Several team captains of World Cup teams were planning to wear “OneLove” pro-LGBTQ armbands during their opening games at the tournament, but a threat by FIFA that it would penalize the players with yellow cards stymied the effort.
The national federations of England, Wales, Belgium, Denmark, Germany and the Netherlands had said they were prepared to pay a fine for their captains to wear the rainbow armband. England’s Harry Kane was one of the captains who had said he wanted to wear the armband to show support for the LGBTQ community in Qatar, where homosexuality is criminalized.
But just hours before the first captains were set to wear the armbands, FIFA’s threat caused the clubs to change course. FIFA says the armbands violate its rules.
“FIFA has been very clear that it will impose sporting sanctions if our captains wear the armbands on the field of play,” a joint statement from the countries’ soccer associations states. “As national federations, we can’t put our players in a position where they could face sporting sanctions including bookings, so we have asked the captains not to attempt to wear the armbands in FIFA World Cup games.
“We were prepared to pay fines that would normally apply to breaches of kit regulations and had a strong commitment to wearing the armband. However, we cannot put our players in the situation where they might be booked or even forced to leave the field of play.
“We are very frustrated by the FIFA decision which we believe is unprecedented — we wrote to FIFA in September informing them of our wish to wear the ‘OneLove’ armband to actively support inclusion in football, and had no response. Our players and coaches are disappointed — they are strong supporters of inclusion and will show support in other ways.”
Qatar’s treatment and repressive laws against the LGBTQ community have been under a microscope since FIFA curiously awarded the tiny Middle East country the World Cup in 2010. Male homosexuality is illegal in the Muslim nation and carries a sentence of up to three years in prison. Despite being one of 69 countries that criminalizes homosexuality, the Qatari government has said that LGBTQ fans are welcome in the country for the 32-team tournament.
The concern was turned up after Qatar World Cup ambassador Khalid Salman said during a German television interview two weeks ago that homosexuality is “damage in the mind.”
“They have to accept our rules here,” he said.
Denmark manager Kasper Hjulmand told reporters in Qatar that opening a match with a yellow card for their captain is a significant disadvantage. Two yellow cards in one match lead to that player’s removal from the game and the next.
“Imagine going on the pitch with a clear yellow card to start with,” Hjulmand said. “That is not possible.”

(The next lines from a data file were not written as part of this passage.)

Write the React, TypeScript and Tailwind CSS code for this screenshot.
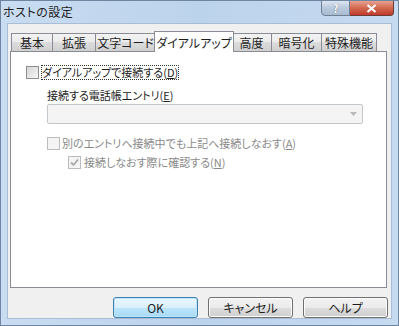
import React from "react";

const font = {
  fontFamily: '"Noto Sans CJK JP", "Noto Sans", sans-serif',
  fontFeatureSettings: '"palt"',
};

const tabs = [
  { label: "基本", w: "w-[42px]" },
  { label: "拡張", w: "w-[44px]" },
  { label: "文字コード", w: "w-[61px]" },
  { label: "ダイアルアップ", w: "w-[80px]", active: true },
  { label: "高度", w: "w-[41px]" },
  { label: "暗号化", w: "w-[51px]" },
  { label: "特殊機能", w: "w-[56px]" },
];

function Check({ checked, disabled }: { checked?: boolean; disabled?: boolean }) {
  return (
    <span
      className={`flex items-center justify-center w-[13px] h-[13px] shrink-0 border ${
        disabled ? "border-[#bcbcbc] bg-[#f4f4f4]" : "border-[#8e8f8f] bg-[linear-gradient(135deg,#d6d6d6,#f6f6f6)]"
      }`}
    >
      {checked && (
        <svg width="9" height="9" viewBox="0 0 9 9">
          <path d="M1 4.5 L3.5 7 L8 1.5" fill="none" stroke="#a9a9a9" strokeWidth="1.8" />
        </svg>
      )}
    </span>
  );
}

export default function App() {
  return (
    <div
      className="w-[399px] h-[326px] flex flex-col bg-[linear-gradient(90deg,#c9dcf1,#bcd3ec_50%,#c6daf0)] border border-[#6f86a3] overflow-hidden whitespace-nowrap"
      style={font}
    >
      {/* Title bar */}
      <div className="h-[22px] flex justify-between items-start shrink-0">
        <span className="pl-[2px] pt-[3px] text-[12px] leading-[15px] text-[#1e1e1e] tracking-[0.5px]">ホストの設定</span>
        <div className="flex mr-[4px] -mt-px">
          <div className="w-[29px] h-[16px] flex items-center justify-center rounded-bl-[4px] border border-[#6e7f93] bg-[linear-gradient(#dbe6f2,#b9c9dc_50%,#a8bbd2)] text-white text-[11px] font-bold leading-none [text-shadow:0_0_1px_#3b5170]">
            ?
          </div>
          <div className="w-[44px] h-[16px] flex items-center justify-center rounded-br-[4px] border border-l-0 border-[#6e3a35] bg-[linear-gradient(#e6a291,#d2694f_50%,#c0392a)]">
            <svg width="11" height="9" viewBox="0 0 11 9">
              <path d="M1.5 1 L9.5 8 M9.5 1 L1.5 8" stroke="#ffffff" strokeWidth="2.2" />
            </svg>
          </div>
        </div>
      </div>

      {/* Client area */}
      <div className="mx-[6px] mb-[7px] flex-1 flex flex-col bg-[#f0f0f0] border border-[#a9bdd5] text-[12px] leading-[15px] text-[#1e1e1e]">
        {/* Tab row */}
        <div className="flex items-end h-[20px] mt-[7px] pl-[3px]">
          {tabs.map((t) =>
            t.active ? (
              <div
                key={t.label}
                className={`${t.w} h-[21px] -mb-px -mx-[2px] z-10 flex justify-center pt-[3px] bg-white border border-b-0 border-[#898c95]`}
              >
                {t.label}
              </div>
            ) : (
              <div
                key={t.label}
                className={`${t.w} h-[18px] -ml-px first:ml-0 flex justify-center items-center bg-[linear-gradient(#f3f3f3,#ebebeb_50%,#dddddd_50%,#cfcfcf)] border border-b-0 border-[#898c95]`}
              >
                {t.label}
              </div>
            )
          )}
        </div>

        {/* Tab panel */}
        <div className="ml-[2px] w-[377px] h-[237px] bg-white border border-[#898c95] pl-[15px] pt-[13px] flex flex-col text-[11px]">
          <div className="flex items-center h-[15px]">
            <Check />
            <span className="ml-[2px] px-[1px] outline outline-1 outline-dotted outline-[#333] -outline-offset-1">
              ダイアルアップで接続する(<span className="underline">D</span>)
            </span>
          </div>

          <div className="ml-[21px] mt-[8px] h-[15px]">
            接続する電話帳エントリ(<span className="underline">E</span>)
          </div>

          <div className="ml-[21px] mt-[1px] w-[316px] h-[20px] rounded-[2px] border border-[#c3c8cd] bg-[#f4f4f4] flex items-center justify-end pr-[5px]">
            <svg width="7" height="4" viewBox="0 0 7 4">
              <path d="M0 0 H7 L3.5 4 Z" fill="#b8b8b8" />
            </svg>
          </div>

          <div className="ml-[21px] mt-[12px] flex items-center h-[15px] text-[#8a8a8a]">
            <Check disabled />
            <span className="ml-[2px]">
              別のエントリへ接続中でも上記へ接続しなおす(<span className="underline">A</span>)
            </span>
          </div>

          <div className="ml-[42px] mt-[4px] flex items-center h-[15px] text-[#8a8a8a]">
            <Check disabled checked />
            <span className="ml-[3px]">
              接続しなおす際に確認する(<span className="underline">N</span>)
            </span>
          </div>
        </div>

        {/* Buttons */}
        <div className="flex justify-end gap-[10px] pr-[3px] mt-[9px]">
          <button className="w-[85px] h-[21px] rounded-[3px] border border-[#3c7fb1] bg-[linear-gradient(#eaf6fd,#d9f0fc_50%,#bee6fd_50%,#a7d9f5)] shadow-[inset_0_0_0_1px_#bfe7fb] leading-none">
            OK
          </button>
          <button className="w-[85px] h-[21px] rounded-[3px] border border-[#707070] bg-[linear-gradient(#f2f2f2,#ebebeb_50%,#dddddd_50%,#cfcfcf)] shadow-[inset_0_0_0_1px_#fcfcfc] leading-none">
            キャンセル
          </button>
          <button className="w-[85px] h-[21px] rounded-[3px] border border-[#707070] bg-[linear-gradient(#f2f2f2,#ebebeb_50%,#dddddd_50%,#cfcfcf)] shadow-[inset_0_0_0_1px_#fcfcfc] leading-none">
            ヘルプ
          </button>
        </div>
      </div>
    </div>
  );
}
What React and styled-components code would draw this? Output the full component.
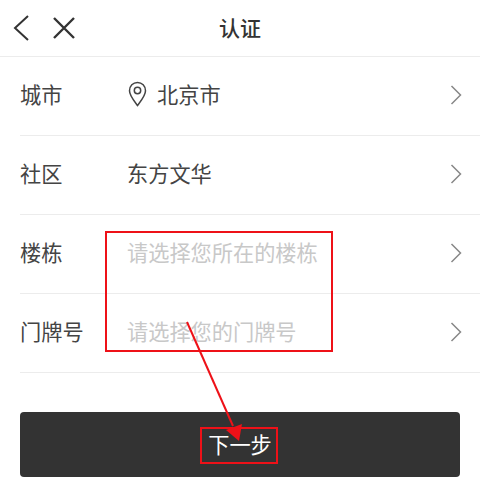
import React from 'react'
import styled, { createGlobalStyle } from 'styled-components'

const GlobalStyle = createGlobalStyle`
    html, body {
        margin: 0;
        padding: 0;
        background: #fff;
    }
    body {
        font-family: "Noto Sans CJK SC", "Liberation Sans", sans-serif;
    }
`

const Page = styled.div`
    position: relative;
    width: 480px;
    height: 479px;
    overflow: hidden;
    background: #fff;
`

const Header = styled.div`
    position: relative;
    height: 56px;
    display: flex;
    align-items: center;
    justify-content: center;
    border-bottom: 1px solid #ececec;
`

const HeaderIcons = styled.div`
    position: absolute;
    left: 13px;
    top: 15px;
    display: flex;
    align-items: center;
    gap: 24px;
`

const Title = styled.div`
    font-size: 21px;
    font-weight: 500;
    padding-bottom: 3px;
    color: #333;
`

const Row = styled.div`
    height: 78px;
    margin-left: 20px;
    padding-right: 18px;
    display: flex;
    align-items: center;
    border-bottom: 1px solid #ececec;
`

const Label = styled.div`
    width: 107px;
    font-size: 21.2px;
    padding-bottom: 5px;
    color: #444;
`

const Value = styled.div`
    flex: 1;
    display: flex;
    align-items: center;
    gap: 9px;
    font-size: 21.2px;
    padding-bottom: 5px;
    color: ${props => (props.$placeholder ? '#c8c8c8' : '#444')};
`

const Arrow = styled.svg`
    margin-bottom: 2px;
`

const Footer = styled.div`
    padding: 39px 20px 0;
`

const NextBtn = styled.div`
    height: 65px;
    display: flex;
    align-items: center;
    justify-content: center;
    border-radius: 4px;
    background: #333;
    color: #fff;
    font-size: 21.2px;
    padding-bottom: 3px;
    box-sizing: border-box;
`

const RedBox = styled.div`
    position: absolute;
    left: ${props => props.$left}px;
    top: ${props => props.$top}px;
    width: ${props => props.$width}px;
    height: ${props => props.$height}px;
    box-sizing: border-box;
    border: 2px solid #ee1118;
`

const ArrowLayer = styled.svg`
    position: absolute;
    left: 0;
    top: 0;
`

const Chevron = () => (
    <Arrow width="12" height="20" viewBox="0 0 12 20" fill="none" stroke="#888" strokeWidth="1.5">
        <path d="M1.5 1 L10.5 10 L1.5 19" />
    </Arrow>
)

const rows = [
    { label: '城市', value: '北京市', pin: true },
    { label: '社区', value: '东方文华' },
    { label: '楼栋', value: '请选择您所在的楼栋', placeholder: true },
    { label: '门牌号', value: '请选择您的门牌号', placeholder: true },
]

function App() {
    return (
        <Page>
            <GlobalStyle />
            <Header>
                <HeaderIcons>
                    <svg width="16" height="26" viewBox="0 0 16 26" fill="none" stroke="#333" strokeWidth="2">
                        <path d="M15 1 L2 13 L15 25" />
                    </svg>
                    <svg width="22" height="22" viewBox="0 0 22 22" fill="none" stroke="#333" strokeWidth="2.4">
                        <path d="M1 1 L21 21 M21 1 L1 21" />
                    </svg>
                </HeaderIcons>
                <Title>认证</Title>
            </Header>
            {rows.map((row) => (
                <Row key={row.label}>
                    <Label>{row.label}</Label>
                    <Value $placeholder={row.placeholder}>
                        {row.pin && (
                            <svg width="21" height="26" viewBox="0 0 21 26" fill="none" stroke="#444" strokeWidth="1.5">
                                <path d="M10.5 24.5 C6 18.5 2.5 14.5 2.5 9.8 C2.5 5 6 1.5 10.5 1.5 C15 1.5 18.5 5 18.5 9.8 C18.5 14.5 15 18.5 10.5 24.5 Z" />
                                <circle cx="10.5" cy="9.5" r="3.2" />
                            </svg>
                        )}
                        {row.value}
                    </Value>
                    <Chevron />
                </Row>
            ))}
            <Footer>
                <NextBtn>下一步</NextBtn>
            </Footer>
            <RedBox $left={105} $top={231} $width={228} $height={121} />
            <RedBox $left={200} $top={427} $width={78} $height={37} />
            <ArrowLayer width="480" height="479" viewBox="0 0 480 479">
                <path d="M187 322 L233 426" stroke="#ee1118" strokeWidth="2" fill="none" />
                <path d="M239 441 L226 430 L242 424 Z" fill="#ee1118" />
            </ArrowLayer>
        </Page>
    )
}

export default App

“This is not something invented for this occasion,” he continued about the armbands. “It’s something we have done before. I can’t see the problem, to be honest. For me, it’s also a big question mark.”
German soccer federation president Bernd Neuendorf called the decision by FIFA “unprecedented.”
“FIFA today prohibited a statement for diversity and human rights — those are values to which it is committed in its own statutes,” Neuendorf told reporters in Qatar. “From our point of view, this is more than frustrating and, I think, an unprecedented action in World Cup history.”
The decision by FIFA was the latest in a series of moves by either the federation or the host country that angered many in the soccer community. Three days earlier, beer sales just outside stadiums was banned, and FIFA president Gianni Infantino offered a passionate defense of Qatar’s human rights record.
FIFA did announce, though, that they’re allowing the captains of all 32 teams to wear “No Discrimination” armbands throughout the entire World Cup.
This article was based in part on wire service reports.